Depuis vingt ans, Natacha Frenkel restaure, valorise et intervient sur le patrimoine, et plus particulièrement sur les œuvres d’art et l’archéologie. Depuis la découverte inattendue de ces pavements médiévaux exceptionnels et le lancement du chantier de restauration, Natacha Frenkel et ses neuf autres collègues spécialisées en céramiques archéologiques, sculptures monumentales et mosaïques, œuvrent à rendre la splendeur de l’ensemble de 197 m², jusqu’alors dissimulée sous la terre, dans ce qui était l’ancienne résidence civile des évêques de Thérouanne.
« Je suis la mandataire de mon équipe : je travaille sur les œuvres, mais aussi sur tout le côté administratif », explique Natacha Frenkel. « Avec Laetitia Maggio et Simon Ducros, on forme une équipe de prise de décisions. C’est ce que j’aime dans ce chantier : il y a une vraie collaboration, un lien très riche, entre les conservateurs et les conservateurs-restaurateurs ».
Les pavements de l’ancienne et majestueuse salle d’apparat surprennent par leur diversité : « c’est de la terre cuite glaçurée, avec des décors jaunes et verts, des couleurs typiques de l’époque médiévale », explique Natacha Frenkel. « Les carreaux ont des formes très variées, ils forment une sorte de grande mosaïque pour, finalement, donner l’impression d’un tapis en terre cuite ». Comme un immense puzzle où chaque pièce compte, les pavements révèlent « deux techniques complétement différentes sur un même bâtiment », affirme Natacha Frenkel.
L’immensité des pavements : un défi de taille
Témoins du renouveau architectural propre au Moyen Âge, les pavements de Saint-Martin d’Hardinghem sont recomposés avec patience et minutie pour laisser entrevoir ce que le temps a fragmenté. « Ce qui est inédit pour nous, c’est travailler avec une vision d’ensemble, alors qu’on a pour habitude de travailler sur des petits carreaux indépendants ». Telle est l’exception de ce chantier de restauration : « il faut rapporter ces pavements à leur grandeur, à leur monumentalité ». Pour Natacha Frenkel, la restauration ne consiste pas seulement à sauver des fragments, mais à restituer une vision globale, celle d’un sol qui fut autrefois l’écrin d’une salle de prestige.
Ce chantier, inédit par son ampleur, place les conservateurs-restaurateurs face à une autre forme de difficulté : son échelle. « Pouvoir compter sur les très vastes ateliers du Centre de conservation du Louvre de Liévin a été une véritable chance », se réjouit Natacha Frenkel.
Si la conservatrice-restauratrice a déjà expérimenté la restauration de pavements sur un autre chantier en Bretagne, celui de Thérouanne n’en reste pas moins unique : « dans mon équipe, certaines n’avaient jamais travaillé sur une telle découverte.
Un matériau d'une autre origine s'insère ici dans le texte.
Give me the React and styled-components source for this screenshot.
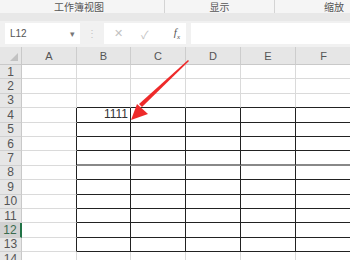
import React from 'react'
import styled, { createGlobalStyle } from 'styled-components';

const Global = createGlobalStyle`
  body {
    margin: 0;
    background: #f1f1f1;
    font-family: "Liberation Sans", "Noto Sans CJK SC", sans-serif;
    overflow: hidden;
  }
`

const COLS = [
  { name: 'A', w: 55 },
  { name: 'B', w: 54 },
  { name: 'C', w: 55 },
  { name: 'D', w: 55 },
  { name: 'E', w: 55 },
  { name: 'F', w: 56 },
];
const ROWS = Array.from({ length: 14 }, (_, i) => i + 1);

const App = () => {
  return (
    <Page>
      <Global />
      <RibbonLabels>
        <Group $w={165} $pad={60}>工作簿视图</Group>
        <Group $w={110}>显示</Group>
        <Group $w={75} $pad={6}>缩放</Group>
      </RibbonLabels>
      <Band />
      <Toolbar>
        <NameBox>
          <span>L12</span>
          <Caret>▾</Caret>
        </NameBox>
        <Dots>⋮</Dots>
        <FxButtons>
          <FxBtn>✕</FxBtn>
          <FxBtn>✓</FxBtn>
          <FxLabel>f<sub>x</sub></FxLabel>
        </FxButtons>
        <FormulaInput />
      </Toolbar>
      <Sheet>
        <Corner><Tri /></Corner>
        {COLS.map(c => <ColHead key={c.name}>{c.name}</ColHead>)}
        {ROWS.map(r => (
          <React.Fragment key={r}>
            <RowHead $active={r === 12}>{r}</RowHead>
            {COLS.map((c, ci) => {
              const inBox = r >= 4 && r <= 13 && ci >= 1;
              const aboveBox = r === 3 && ci >= 1;
              const leftOfBox = r >= 4 && r <= 13 && ci === 0;
              const thick = r === 7 && ci >= 1;
              return (
                <Cell
                  key={c.name}
                  $right={inBox || leftOfBox ? '#222' : '#dadada'}
                  $bottom={thick ? '#888' : inBox || aboveBox ? '#222' : '#dadada'}
                  $bw={thick ? 2 : 1}
                >
                  {r === 4 && c.name === 'B' ? '1111' : ''}
                </Cell>
              );
            })}
          </React.Fragment>
        ))}
        <Arrow width='80' height='70' viewBox='0 0 80 70'>
          <path d='M69 2 L20 46 L23 49 L70 3 Z' fill='#ee2a2a' />
          <polygon points='12,62 18,46 29,56' fill='#ee2a2a' />
        </Arrow>
      </Sheet>
    </Page>
  );
}

export default App;

const Page = styled.div`
  width: 350px;
  height: 260px;
  overflow: hidden;
`

const RibbonLabels = styled.div`
  display: flex;
  height: 13px;
  background: #f5f5f5;
`

const Group = styled.div`
  width: ${p => p.$w}px;
  box-sizing: border-box;
  display: flex;
  justify-content: ${p => (p.$pad ? 'flex-end' : 'center')};
  padding-right: ${p => p.$pad || 0}px;
  align-items: center;
  font-family: "Noto Sans CJK SC", sans-serif;
  font-size: 10px;
  line-height: 10px;
  color: #555;
  border-right: 1px solid #d4d4d4;
  &:last-child { border-right: none; }
`

const Band = styled.div`
  height: 8px;
  background: #e8e8e8;
`

const Toolbar = styled.div`
  display: flex;
  align-items: center;
  height: 25px;
  padding-left: 5px;
  background: #f1f1f1;
`

const NameBox = styled.div`
  width: 75px;
  height: 21px;
  background: #fff;
  display: flex;
  align-items: center;
  justify-content: space-between;
  padding: 0 5px;
  box-sizing: border-box;
  font-size: 10px;
  color: #555;
`

const Caret = styled.span`
  font-size: 9px;
  color: #777;
`

const Dots = styled.div`
  width: 24px;
  text-align: center;
  font-size: 10px;
  color: #c4c4c4;
`

const FxButtons = styled.div`
  width: 82px;
  height: 21px;
  background: #fff;
  display: flex;
  align-items: center;
  padding: 0 6px 0 10px;
  box-sizing: border-box;
`

const FxBtn = styled.span`
  width: 27px;
  font-size: 11px;
  color: #c2c2c2;
`

const FxLabel = styled.span`
  margin-left: auto;
  font-family: "Liberation Serif", serif;
  font-style: italic;
  font-size: 11px;
  color: #555;
  sub { font-size: 7px; }
`

const FormulaInput = styled.div`
  margin-left: 5px;
  flex: 1;
  height: 21px;
  background: #fff;
`

const Sheet = styled.div`
  position: relative;
  margin-top: 1px;
  display: grid;
  grid-template-columns: 22px ${COLS.map(c => c.w + 'px').join(' ')};
  grid-template-rows: 18px repeat(14, 14.4px);
  background: #fff;
  font-family: "Liberation Sans", sans-serif;
`

const Corner = styled.div`
  background: #e6e6e6;
  border-right: 1px solid #c9c9c9;
  border-bottom: 1px solid #c9c9c9;
  position: relative;
`

const Tri = styled.div`
  position: absolute;
  right: 3px;
  bottom: 3px;
  width: 0;
  height: 0;
  border-left: 8px solid transparent;
  border-bottom: 8px solid #c2c2c2;
`

const ColHead = styled.div`
  background: #e6e6e6;
  border-right: 1px solid #cdcdcd;
  border-bottom: 1px solid #c9c9c9;
  display: flex;
  align-items: center;
  justify-content: center;
  font-size: 11px;
  color: #555;
`

const RowHead = styled.div`
  background: ${p => (p.$active ? '#d2d2d2' : '#e6e6e6')};
  border-right: ${p => (p.$active ? '2px solid #217346' : '1px solid #c9c9c9')};
  border-bottom: 1px solid #d0d0d0;
  display: flex;
  align-items: center;
  justify-content: center;
  font-size: 12px;
  color: ${p => (p.$active ? '#3a6b4f' : '#555')};
  box-sizing: border-box;
  overflow: hidden;
`

const Cell = styled.div`
  border-right: 1px solid ${p => p.$right};
  border-bottom: ${p => p.$bw}px solid ${p => p.$bottom};
  box-sizing: border-box;
  font-size: 12px;
  color: #333;
  text-align: right;
  padding-right: 2px;
  line-height: 13px;
  overflow: hidden;
`

const Arrow = styled.svg`
  position: absolute;
  left: 119px;
  top: 11px;
  pointer-events: none;
`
Cependant, nous connaissons le matériau, et nous avons cette compréhension de l’objet ».
Des altérations qui laissent place à l’imagination
Pourtant, si la restauration permet aux pavements de retrouver leur splendeur et de mettre en lumière la diversité de leurs caractéristiques, elle laisse aussi persister le mystère, profond et stimulant, autour de l’usage de la galerie à l’époque des évêques de Thérouanne. « On n’a jamais vraiment su quel était son rôle, on s’est même demandé si elle avait été ouverte ou non : il y a beaucoup de traces de passage, qui laissent penser qu’elle était ouverte en partie. En tant que conservateurs-restaurateurs, sans connaître le contexte historique, on observe les altérations, courantes et habituelles (traces d’usure, de suie), puis on imagine ».
Au-delà de la technicité et de la minutie, il y a donc chez les conservateurs-restaurateurs une part de sciences, d’interprétation, de gestes, de transmission. Restaurer les pavements de Saint-Martin d’Hardinghem, c’est aussi rendre au présent un morceau du passé, comme un témoignage précieux de l’art médiéval.